In the months following her daughter’s birth, she suffered from hypothyroidism, pelvic floor dysfunction, urinary incontinence (once while dressed up and dancing at a wedding) and premenstrual dysphoric disorder—all while living with her newborn, husband, dog and her parents in tight quarters. These stressors combined to create mood swings so severe, she feared losing her beloved new family, along with her sense of self.

But good news, first-time moms (and those who are about to be): Her best, clearest, most lyrical writing practically dances off the page when she’s describing her love for her daughter.

Here, the shocking, awesome, ridiculous, sublime moments every new mother faces, in this mother’s singular voice.  

On the moment you first see your baby…

“My daughter comes out pink with her fist at her head, raised like a warrior. She comes from between my legs, moves toward my chest, leans towards me, stares right at me, our first gaze, eye to eye. In that stare she says Hello and also Here we go. “Hey,” I say…I could drop and do one hundred pushups. I. Am. A. Star. I gaze down at my daughter…Her face, oh, her everything face.”

On being left alone with your newborn for the first time…

“It’s my first day solo with my four-week-old daughter. [May’s husband] Chris is going back to work…Goodbye, I’ll see you in eight hours…‘We’re okay, we’re okay here,’ I say to us and walk from bed to chair to dresser to kitchen and around again. In his absence, I become incapable of taking care of Eula, or myself. How will I eat? How will I shower…I try to bounce her and all hell breaks loose. Bru [the dog], now neglected, noses an empty water bowl I cannot bend down to fill, and as I bounce, pee soaks through my pad and through my unwashed yoga pants so that a puddle starts to form on the concrete floor and he, still thirsty, actually considers drinking that. And Eula still screams. One day this will be funny.”

On not knowing what sleep even IS anymore...

“At night we draw our wool curtains, turn on ocean sounds, and put Eula to sleep in her co-sleeper next to our bed...We are held hostage by this rhythm. If we click on a stove to cook, she wakes up.

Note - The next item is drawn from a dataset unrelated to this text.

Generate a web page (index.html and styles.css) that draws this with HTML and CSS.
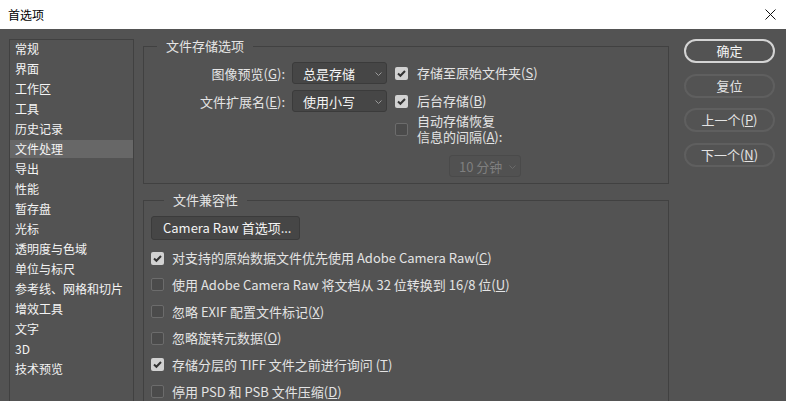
FILE: index.html
```html
<!DOCTYPE html>
<html>
<head>
    <meta charset="utf-8">
    <title>首选项</title>
    <link rel="stylesheet" href="styles.css">
</head>
<body>
    <header class="titlebar">
        <span class="title">首选项</span>
        <svg class="close" width="11" height="11" viewBox="0 0 11 11">
            <path d="M0.5 0.5L10.5 10.5M10.5 0.5L0.5 10.5" stroke="#111" stroke-width="1" fill="none"/>
        </svg>
    </header>

    <div class="dialog">
        <ul class="nav">
            <li>常规</li>
            <li>界面</li>
            <li>工作区</li>
            <li>工具</li>
            <li>历史记录</li>
            <li class="active">文件处理</li>
            <li>导出</li>
            <li>性能</li>
            <li>暂存盘</li>
            <li>光标</li>
            <li>透明度与色域</li>
            <li>单位与标尺</li>
            <li>参考线、网格和切片</li>
            <li>增效工具</li>
            <li>文字</li>
            <li>3D</li>
            <li>技术预览</li>
        </ul>

        <div class="content">
            <fieldset class="group group-save">
                <legend>文件存储选项</legend>
                <div class="row">
                    <span class="field-label">图像预览(<u>G</u>):</span>
                    <div class="select">
                        <span>总是存储</span>
                        <svg width="7" height="4" viewBox="0 0 7 4"><path d="M0.5 0.5L3.5 3.5L6.5 0.5" stroke="#9a9a9a" fill="none"/></svg>
                    </div>
                    <span class="check checked">
                        <svg width="13" height="13" viewBox="0 0 13 13"><path d="M3 6.5L5.4 8.8L10 4" stroke="#333" stroke-width="2" fill="none"/></svg>
                    </span>
                    <span class="check-label">存储至原始文件夹(<u>S</u>)</span>
                </div>
                <div class="row">
                    <span class="field-label">文件扩展名(<u>E</u>):</span>
                    <div class="select">
                        <span>使用小写</span>
                        <svg width="7" height="4" viewBox="0 0 7 4"><path d="M0.5 0.5L3.5 3.5L6.5 0.5" stroke="#9a9a9a" fill="none"/></svg>
                    </div>
                    <span class="check checked">
                        <svg width="13" height="13" viewBox="0 0 13 13"><path d="M3 6.5L5.4 8.8L10 4" stroke="#333" stroke-width="2" fill="none"/></svg>
                    </span>
                    <span class="check-label">后台存储(<u>B</u>)</span>
                </div>
                <div class="row row-auto">
                    <span class="check"></span>
                    <span class="check-label multi">自动存储恢复<br>信息的间隔(<u>A</u>):</span>
                </div>
                <div class="row row-interval">
                    <div class="select disabled">
                        <span>10 分钟</span>
                        <svg width="7" height="4" viewBox="0 0 7 4"><path d="M0.5 0.5L3.5 3.5L6.5 0.5" stroke="#6a6a6a" fill="none"/></svg>
                    </div>
                </div>
            </fieldset>

            <fieldset class="group group-compat">
                <legend>文件兼容性</legend>
                <div class="btn-raw">Camera Raw 首选项...</div>
                <div class="options">
                    <div class="option">
                        <span class="check checked">
                            <svg width="13" height="13" viewBox="0 0 13 13"><path d="M3 6.5L5.4 8.8L10 4" stroke="#333" stroke-width="2" fill="none"/></svg>
                        </span>
                        <span class="check-label">对支持的原始数据文件优先使用 Adobe Camera Raw(<u>C</u>)</span>
                    </div>
                    <div class="option">
                        <span class="check"></span>
                        <span class="check-label">使用 Adobe Camera Raw 将文档从 32 位转换到 16/8 位(<u>U</u>)</span>
                    </div>
                    <div class="option">
                        <span class="check"></span>
                        <span class="check-label">忽略 EXIF 配置文件标记(<u>X</u>)</span>
                    </div>
                    <div class="option">
                        <span class="check"></span>
                        <span class="check-label">忽略旋转元数据(<u>O</u>)</span>
                    </div>
                    <div class="option">
                        <span class="check checked">
                            <svg width="13" height="13" viewBox="0 0 13 13"><path d="M3 6.5L5.4 8.8L10 4" stroke="#333" stroke-width="2" fill="none"/></svg>
                        </span>
                        <span class="check-label">存储分层的 TIFF 文件之前进行询问 (<u>T</u>)</span>
                    </div>
                    <div class="option">
                        <span class="check"></span>
                        <span class="check-label">停用 PSD 和 PSB 文件压缩(<u>D</u>)</span>
                    </div>
                </div>
            </fieldset>
        </div>

        <div class="actions">
            <div class="btn primary">确定</div>
            <div class="btn">复位</div>
            <div class="btn">上一个(<u>P</u>)</div>
            <div class="btn">下一个(<u>N</u>)</div>
        </div>
    </div>
</body>
</html>
```

FILE: styles.css
```css
:root {
    --panel: #535353;
    --border: #414141;
    --text: #e4e4e4;
    --text-bright: #f4f4f4;
    --field-bg: #464646;
    --field-border: #3b3b3b;
}

* {
    margin: 0;
    padding: 0;
    box-sizing: border-box;
}

html, body {
    height: 100%;
    overflow: hidden;
}

body {
    font-family: "Noto Sans CJK SC", "Noto Sans", sans-serif;
    font-size: 13px;
    color: var(--text);
    background-color: var(--panel);
}

u {
    text-decoration: underline;
    text-underline-offset: 1px;
}

/* title bar */

.titlebar {
    height: 29px;
    background: #fff;
    display: flex;
    align-items: center;
    justify-content: space-between;
    padding: 0 10px 0 8px;
}

.title {
    color: #000;
    font-size: 12px;
    line-height: 16px;
}

.close {
    display: block;
    margin-top: -1px;
}

/* body of the dialog */

.dialog {
    display: flex;
    align-items: flex-start;
    padding: 10px 0 0 9px;
}

.nav {
    list-style: none;
    width: 125px;
    height: 400px;
    border: 1px solid var(--border);
    font-size: 12px;
    color: var(--text-bright);
    flex-shrink: 0;
}

.nav li {
    height: 18px;
    line-height: 18px;
    margin-bottom: 2px;
    padding-left: 5px;
    white-space: nowrap;
}

.nav li.active {
    background-color: #676767;
}

.content {
    width: 526px;
    margin-left: 9px;
    flex-shrink: 0;
}

.group {
    border: 1px solid var(--border);
    min-width: 0;
}

.group legend {
    margin-left: 13px;
    padding: 0 9px;
    font-size: 13px;
    line-height: 14px;
    color: var(--text);
}

/* save options */

.group-save {
    height: 145px;
    padding: 9px 0 0 0;
}

.row {
    display: flex;
    align-items: center;
    height: 22px;
    margin-bottom: 6px;
}

.field-label {
    width: 148px;
    padding-right: 7px;
    text-align: right;
    white-space: nowrap;
}

.select {
    width: 95px;
    height: 22px;
    display: flex;
    align-items: center;
    justify-content: space-between;
    padding: 0 4px 0 10px;
    background-color: var(--field-bg);
    border: 1px solid var(--field-border);
    border-radius: 3px;
    color: var(--text-bright);
}

.select svg {
    margin-top: 2px;
}

.select.disabled {
    width: 72px;
    padding-left: 9px;
    background-color: #515151;
    border-color: #4a4a4a;
    color: #7f7f7f;
}

.row .check {
    margin-left: 8px;
}

.row-auto {
    height: 32px;
    margin-top: -5px;
    margin-left: 243px;
    margin-bottom: 10px;
}

.row-interval {
    margin-left: 305px;
}

.check {
    width: 13px;
    height: 13px;
    flex-shrink: 0;
    border: 1px solid #6c6c6c;
    border-radius: 2px;
    background-color: #4b4b4b;
}

.check.checked {
    border: none;
    background-color: #d2d2d2;
}

.check svg {
    display: block;
}

.check-label {
    margin-left: 9px;
    white-space: nowrap;
    line-height: 16px;
}

/* compatibility */

.group-compat {
    margin-top: 9px;
    height: 240px;
    padding: 9px 7px 0;
}

.btn-raw {
    width: 149px;
    height: 24px;
    line-height: 22px;
    padding-left: 11px;
    background-color: var(--field-bg);
    border: 1px solid var(--field-border);
    border-radius: 3px;
    color: var(--text-bright);
    white-space: nowrap;
}

.options {
    margin-top: 5px;
}

.option {
    display: flex;
    align-items: center;
    height: 26.67px;
}

.option .check-label {
    margin-left: 8px;
}

/* right-hand buttons */

.actions {
    width: 91px;
    margin-left: 15px;
    display: flex;
    flex-direction: column;
    gap: 10.5px;
}

.btn {
    height: 24px;
    line-height: 20px;
    border: 2px solid #5f5f5f;
    border-radius: 12px;
    text-align: center;
    color: var(--text);
}

.btn.primary {
    border-color: #d4d4d4;
    color: var(--text-bright);
}
```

If my toes crack, she rouses… We exist in whispered dark from 8 o’clock onward…Sleep becomes a state of the past. [But] on the rare day, she [naps] for two hours, and despite my laments about no self-time, I spend those extra minutes sitting next to her, watching her sleep, willing her to wake up because I miss her.”  

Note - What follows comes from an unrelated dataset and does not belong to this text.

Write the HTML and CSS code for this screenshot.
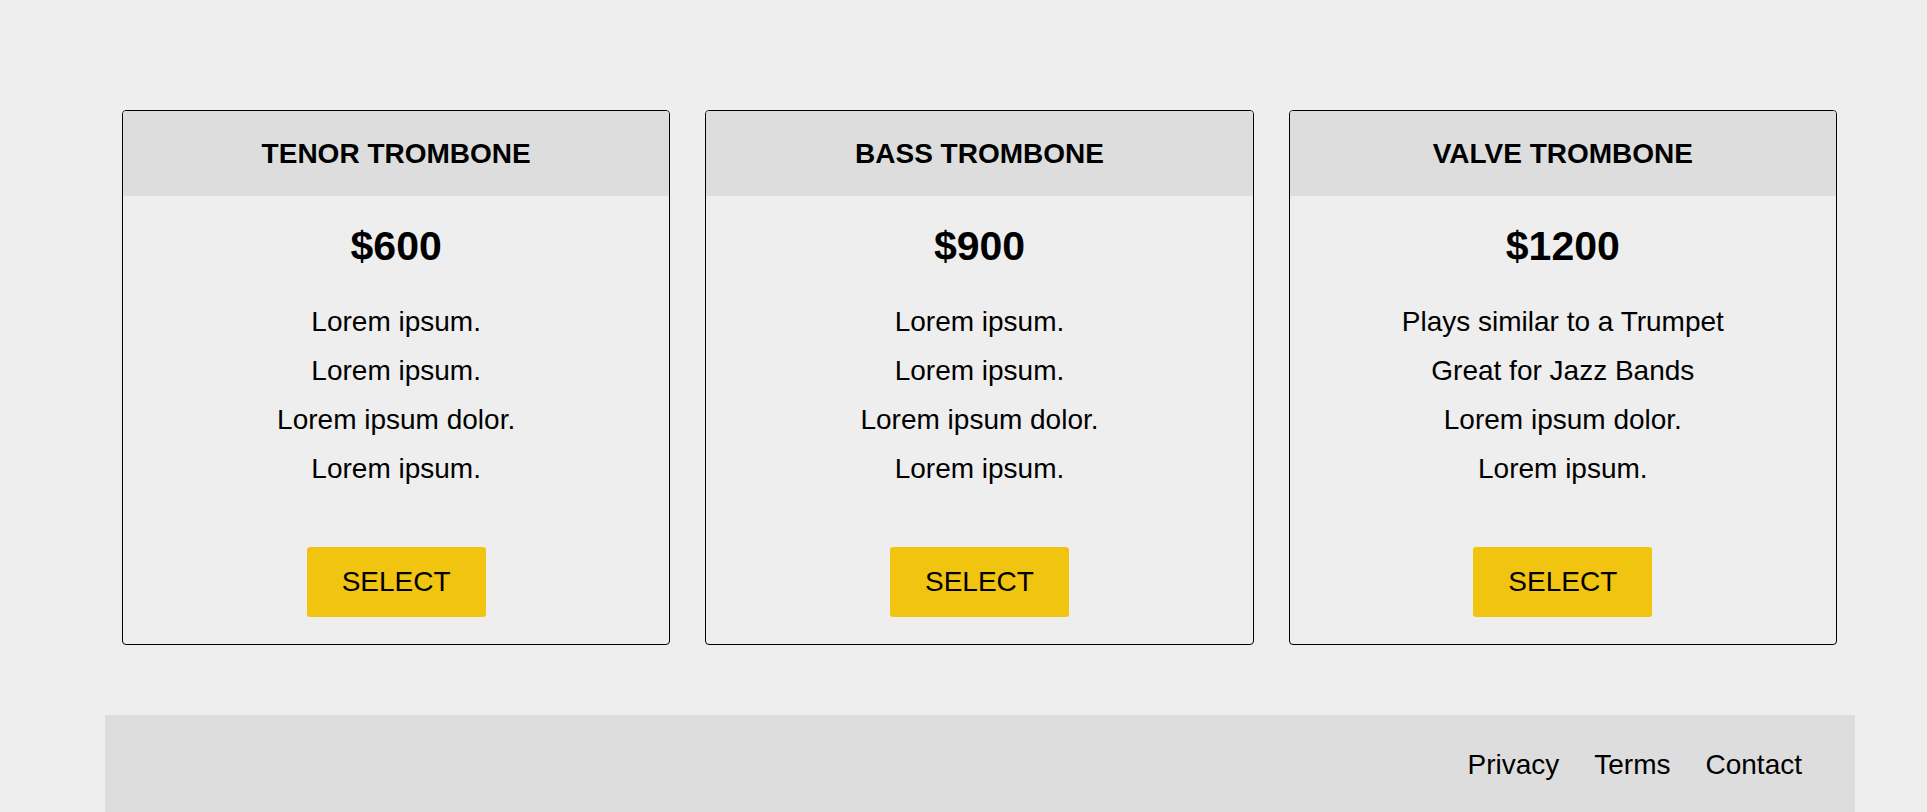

On being awkward AF in your new moms' group…

“The next day we get together with women from our birth class…We nurse our babes on couches and share. I want to be honest. I’m not interested in pretend or saving face. Ha, ha, I laugh about my incontinence because that’s all I can do. No one else is peeing on herself. Are we all in a private vortex? I take Eula’s tiny pants off to change her diaper and say, aloud, ‘Let’s show off these thighs.’ What kind of mother says that? Sometimes I don’t know why what comes out of my mouth comes out of my mouth. I am always the strange one…My black-haired babe stares up at me. We are here together she tells me. You and me. Do not worry. I don’t know who thought it was a good idea to put me in charge here.”

On seeing your own mom with new eyes…

“I had no idea I had no idea about my mother.”

On unconditional love…

“This girl has exploded my heart open. Words are stupid about it. No words for it. And there is the minor detail that I haven’t slept since she was born.”